--- START Data extract ---
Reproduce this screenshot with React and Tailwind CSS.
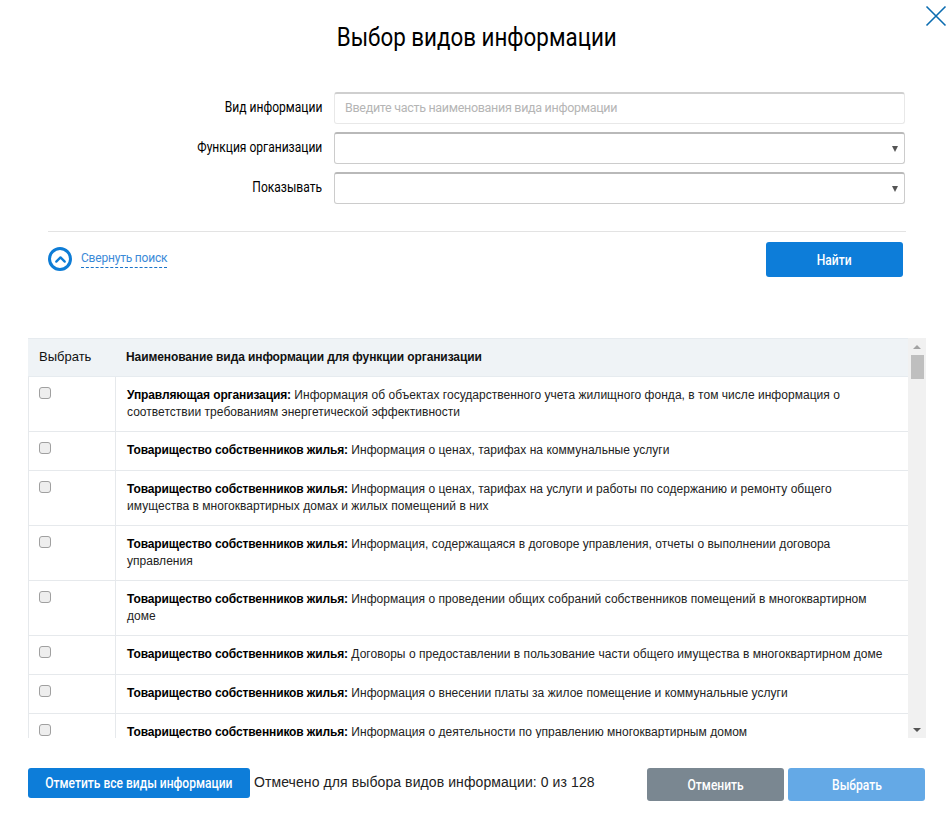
import { ChevronUp } from "lucide-react";

const rows = [
  ["Управляющая организация:", "Информация об объектах государственного учета жилищного фонда, в том числе информация о соответствии требованиям энергетической эффективности"],
  ["Товарищество собственников жилья:", "Информация о ценах, тарифах на коммунальные услуги"],
  ["Товарищество собственников жилья:", "Информация о ценах, тарифах на услуги и работы по содержанию и ремонту общего имущества в многоквартирных домах и жилых помещений в них"],
  ["Товарищество собственников жилья:", "Информация, содержащаяся в договоре управления, отчеты о выполнении договора управления"],
  ["Товарищество собственников жилья:", "Информация о проведении общих собраний собственников помещений в многоквартирном доме"],
  ["Товарищество собственников жилья:", "Договоры о предоставлении в пользование части общего имущества в многоквартирном доме"],
  ["Товарищество собственников жилья:", "Информация о внесении платы за жилое помещение и коммунальные услуги"],
  ["Товарищество собственников жилья:", "Информация о деятельности по управлению многоквартирным домом"],
];

const roboto = "font-['Roboto',sans-serif]";

// no Roboto Condensed installed, so narrow the normal cut
function Narrow({ children, right }) {
  return (
    <span className={`inline-block whitespace-nowrap scale-x-[.86] ${right ? "origin-right" : "origin-center"}`}>
      {children}
    </span>
  );
}

function Label({ children }) {
  return (
    <label className={`w-[322px] shrink-0 text-right text-[14px] leading-[30px] text-black ${roboto}`}>
      <Narrow right>{children}</Narrow>
    </label>
  );
}

function SelectBox() {
  return (
    <div className="ml-3 flex h-8 w-[571px] items-center justify-end rounded-[3px] border border-[#cccccc] border-t-2 border-t-[#b9b9b9] pr-[6px]">
      <span className="h-0 w-0 border-x-[3.5px] border-t-[6px] border-x-transparent border-t-[#555555]" />
    </div>
  );
}

export default function App() {
  return (
    <div className="relative h-[833px] w-[951px] overflow-hidden bg-white font-['Liberation_Sans',Arial,sans-serif]">
      <button className="absolute right-[4px] top-[5px] text-[#0b6cb0]">
        <svg width="22" height="22" viewBox="0 0 22 22" fill="none" stroke="currentColor" strokeWidth="1.6">
          <path d="M1.5 1.5l19 19M20.5 1.5l-19 19" />
        </svg>
      </button>

      <h1 className={`pl-[2px] pt-[19px] text-center text-[26px] leading-9 text-black ${roboto}`}>
        <Narrow>Выбор видов информации</Narrow>
      </h1>

      <form className="mt-[37px] space-y-2">
        <div className="flex">
          <Label>Вид информации</Label>
          <input
            className={`ml-3 h-8 w-[571px] rounded-[3px] border border-[#e8e8e8] border-t-2 border-t-[#cfcfcf] px-[10px] pb-[2px] text-[12.5px] tracking-[-0.3px] outline-none placeholder:text-[#b5b5b5] ${roboto}`}
            placeholder="Введите часть наименования вида информации"
          />
        </div>
        <div className="flex">
          <Label>Функция организации</Label>
          <SelectBox />
        </div>
        <div className="flex">
          <Label>Показывать</Label>
          <SelectBox />
        </div>
      </form>

      <div className="ml-12 mt-[27px] flex w-[858px] items-start justify-between border-t border-[#e3e3e3] pr-[3px] pt-[10px]">
        <div className="mt-[5px] flex items-center">
          <span className="flex h-6 w-6 items-center justify-center rounded-full border-[3px] border-[#0d7cd6] text-[#0d7cd6]">
            <ChevronUp size={17} strokeWidth={3.2} />
          </span>
          <a className={`ml-[9px] border-b border-dashed border-[#1a73c8] pb-[1px] text-[12px] leading-[15px] tracking-[-0.2px] text-[#3b8ad8] ${roboto}`}>
            Свернуть поиск
          </a>
        </div>
        <button className={`h-[35px] w-[137px] rounded-[3px] bg-[#0d7dd9] pt-[2px] text-[14px] font-medium text-white ${roboto}`}>
          <Narrow>Найти</Narrow>
        </button>
      </div>

      <div className="ml-7 mt-[61px] flex h-[400px] w-[898px] overflow-hidden">
        <div className="min-w-0 flex-1">
          <div className="flex h-[39px] items-center border-y border-[#e6ebef] bg-[#eff3f6] pb-[2px] text-[12px] text-[#111111]">
            <div className="w-[88px] pl-[11px] text-[13px]">Выбрать</div>
            <div className="pl-[10px] font-bold tracking-[-0.1px]">Наименование вида информации для функции организации</div>
          </div>
          {rows.map(([org, text], i) => (
            <div key={i} className="flex min-h-[39px] border-b border-[#e6e9ec]">
              <div className="w-[88px] shrink-0 border-x border-[#e6e9ec] pl-[10px] pt-[10px]">
                <input
                  type="checkbox"
                  className="block h-[12px] w-[12px] appearance-none rounded-[3px] border border-[#a0a0a0] bg-[#eeeeee]"
                />
              </div>
              <p className="flex-1 py-[10px] pl-[11px] pr-[20px] text-[12px] leading-[17px] tracking-[0.03px] text-[#222222]">
                <b className="font-bold tracking-[-0.12px] text-black">{org}</b> {text}
              </p>
            </div>
          ))}
        </div>
        <div className="flex w-[18px] shrink-0 flex-col items-center bg-[#f1f1f1]">
          <span className="mt-[7px] h-0 w-0 border-x-[4px] border-b-[4px] border-x-transparent border-b-[#a3a3a3]" />
          <span className="mt-[6px] h-[24px] w-[13px] bg-[#bfbfbf]" />
          <span className="mb-[6px] mt-auto h-0 w-0 border-x-[4px] border-t-[4px] border-x-transparent border-t-[#555555]" />
        </div>
      </div>

      <div className="ml-7 mt-[30px] flex w-[897px] items-start">
        <button className={`h-[30px] w-[222px] rounded-[3px] bg-[#0d7dd9] text-[14px] font-medium text-white ${roboto}`}>
          <Narrow>Отметить все виды информации</Narrow>
        </button>
        <span className="ml-[4px] text-[14px] leading-[28px] tracking-[0.09px] text-[#222222]">Отмечено для выбора видов информации: 0 из 128</span>
        <button className={`ml-auto h-[33px] w-[137px] rounded-[3px] bg-[#7a8791] pt-[1px] text-[14px] font-medium text-white ${roboto}`}>
          <Narrow>Отменить</Narrow>
        </button>
        <button className={`ml-1 h-[33px] w-[137px] rounded-[3px] bg-[#64a9e6] pt-[1px] text-[14px] font-medium text-white ${roboto}`}>
          <Narrow>Выбрать</Narrow>
        </button>
      </div>
    </div>
  );
}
--- END Data extract ---
• **What you are asked to do**
Copy the data word for word. Pictures do not go in the copy.

• **Final result**
Reproduce this screenshot with React and Tailwind CSS.
import { ChevronUp } from "lucide-react";

const rows = [
  ["Управляющая организация:", "Информация об объектах государственного учета жилищного фонда, в том числе информация о соответствии требованиям энергетической эффективности"],
  ["Товарищество собственников жилья:", "Информация о ценах, тарифах на коммунальные услуги"],
  ["Товарищество собственников жилья:", "Информация о ценах, тарифах на услуги и работы по содержанию и ремонту общего имущества в многоквартирных домах и жилых помещений в них"],
  ["Товарищество собственников жилья:", "Информация, содержащаяся в договоре управления, отчеты о выполнении договора управления"],
  ["Товарищество собственников жилья:", "Информация о проведении общих собраний собственников помещений в многоквартирном доме"],
  ["Товарищество собственников жилья:", "Договоры о предоставлении в пользование части общего имущества в многоквартирном доме"],
  ["Товарищество собственников жилья:", "Информация о внесении платы за жилое помещение и коммунальные услуги"],
  ["Товарищество собственников жилья:", "Информация о деятельности по управлению многоквартирным домом"],
];

const roboto = "font-['Roboto',sans-serif]";

// no Roboto Condensed installed, so narrow the normal cut
function Narrow({ children, right }) {
  return (
    <span className={`inline-block whitespace-nowrap scale-x-[.86] ${right ? "origin-right" : "origin-center"}`}>
      {children}
    </span>
  );
}

function Label({ children }) {
  return (
    <label className={`w-[322px] shrink-0 text-right text-[14px] leading-[30px] text-black ${roboto}`}>
      <Narrow right>{children}</Narrow>
    </label>
  );
}

function SelectBox() {
  return (
    <div className="ml-3 flex h-8 w-[571px] items-center justify-end rounded-[3px] border border-[#cccccc] border-t-2 border-t-[#b9b9b9] pr-[6px]">
      <span className="h-0 w-0 border-x-[3.5px] border-t-[6px] border-x-transparent border-t-[#555555]" />
    </div>
  );
}

export default function App() {
  return (
    <div className="relative h-[833px] w-[951px] overflow-hidden bg-white font-['Liberation_Sans',Arial,sans-serif]">
      <button className="absolute right-[4px] top-[5px] text-[#0b6cb0]">
        <svg width="22" height="22" viewBox="0 0 22 22" fill="none" stroke="currentColor" strokeWidth="1.6">
          <path d="M1.5 1.5l19 19M20.5 1.5l-19 19" />
        </svg>
      </button>

      <h1 className={`pl-[2px] pt-[19px] text-center text-[26px] leading-9 text-black ${roboto}`}>
        <Narrow>Выбор видов информации</Narrow>
      </h1>

      <form className="mt-[37px] space-y-2">
        <div className="flex">
          <Label>Вид информации</Label>
          <input
            className={`ml-3 h-8 w-[571px] rounded-[3px] border border-[#e8e8e8] border-t-2 border-t-[#cfcfcf] px-[10px] pb-[2px] text-[12.5px] tracking-[-0.3px] outline-none placeholder:text-[#b5b5b5] ${roboto}`}
            placeholder="Введите часть наименования вида информации"
          />
        </div>
        <div className="flex">
          <Label>Функция организации</Label>
          <SelectBox />
        </div>
        <div className="flex">
          <Label>Показывать</Label>
          <SelectBox />
        </div>
      </form>

      <div className="ml-12 mt-[27px] flex w-[858px] items-start justify-between border-t border-[#e3e3e3] pr-[3px] pt-[10px]">
        <div className="mt-[5px] flex items-center">
          <span className="flex h-6 w-6 items-center justify-center rounded-full border-[3px] border-[#0d7cd6] text-[#0d7cd6]">
            <ChevronUp size={17} strokeWidth={3.2} />
          </span>
          <a className={`ml-[9px] border-b border-dashed border-[#1a73c8] pb-[1px] text-[12px] leading-[15px] tracking-[-0.2px] text-[#3b8ad8] ${roboto}`}>
            Свернуть поиск
          </a>
        </div>
        <button className={`h-[35px] w-[137px] rounded-[3px] bg-[#0d7dd9] pt-[2px] text-[14px] font-medium text-white ${roboto}`}>
          <Narrow>Найти</Narrow>
        </button>
      </div>

      <div className="ml-7 mt-[61px] flex h-[400px] w-[898px] overflow-hidden">
        <div className="min-w-0 flex-1">
          <div className="flex h-[39px] items-center border-y border-[#e6ebef] bg-[#eff3f6] pb-[2px] text-[12px] text-[#111111]">
            <div className="w-[88px] pl-[11px] text-[13px]">Выбрать</div>
            <div className="pl-[10px] font-bold tracking-[-0.1px]">Наименование вида информации для функции организации</div>
          </div>
          {rows.map(([org, text], i) => (
            <div key={i} className="flex min-h-[39px] border-b border-[#e6e9ec]">
              <div className="w-[88px] shrink-0 border-x border-[#e6e9ec] pl-[10px] pt-[10px]">
                <input
                  type="checkbox"
                  className="block h-[12px] w-[12px] appearance-none rounded-[3px] border border-[#a0a0a0] bg-[#eeeeee]"
                />
              </div>
              <p className="flex-1 py-[10px] pl-[11px] pr-[20px] text-[12px] leading-[17px] tracking-[0.03px] text-[#222222]">
                <b className="font-bold tracking-[-0.12px] text-black">{org}</b> {text}
              </p>
            </div>
          ))}
        </div>
        <div className="flex w-[18px] shrink-0 flex-col items-center bg-[#f1f1f1]">
          <span className="mt-[7px] h-0 w-0 border-x-[4px] border-b-[4px] border-x-transparent border-b-[#a3a3a3]" />
          <span className="mt-[6px] h-[24px] w-[13px] bg-[#bfbfbf]" />
          <span className="mb-[6px] mt-auto h-0 w-0 border-x-[4px] border-t-[4px] border-x-transparent border-t-[#555555]" />
        </div>
      </div>

      <div className="ml-7 mt-[30px] flex w-[897px] items-start">
        <button className={`h-[30px] w-[222px] rounded-[3px] bg-[#0d7dd9] text-[14px] font-medium text-white ${roboto}`}>
          <Narrow>Отметить все виды информации</Narrow>
        </button>
        <span className="ml-[4px] text-[14px] leading-[28px] tracking-[0.09px] text-[#222222]">Отмечено для выбора видов информации: 0 из 128</span>
        <button className={`ml-auto h-[33px] w-[137px] rounded-[3px] bg-[#7a8791] pt-[1px] text-[14px] font-medium text-white ${roboto}`}>
          <Narrow>Отменить</Narrow>
        </button>
        <button className={`ml-1 h-[33px] w-[137px] rounded-[3px] bg-[#64a9e6] pt-[1px] text-[14px] font-medium text-white ${roboto}`}>
          <Narrow>Выбрать</Narrow>
        </button>
      </div>
    </div>
  );
}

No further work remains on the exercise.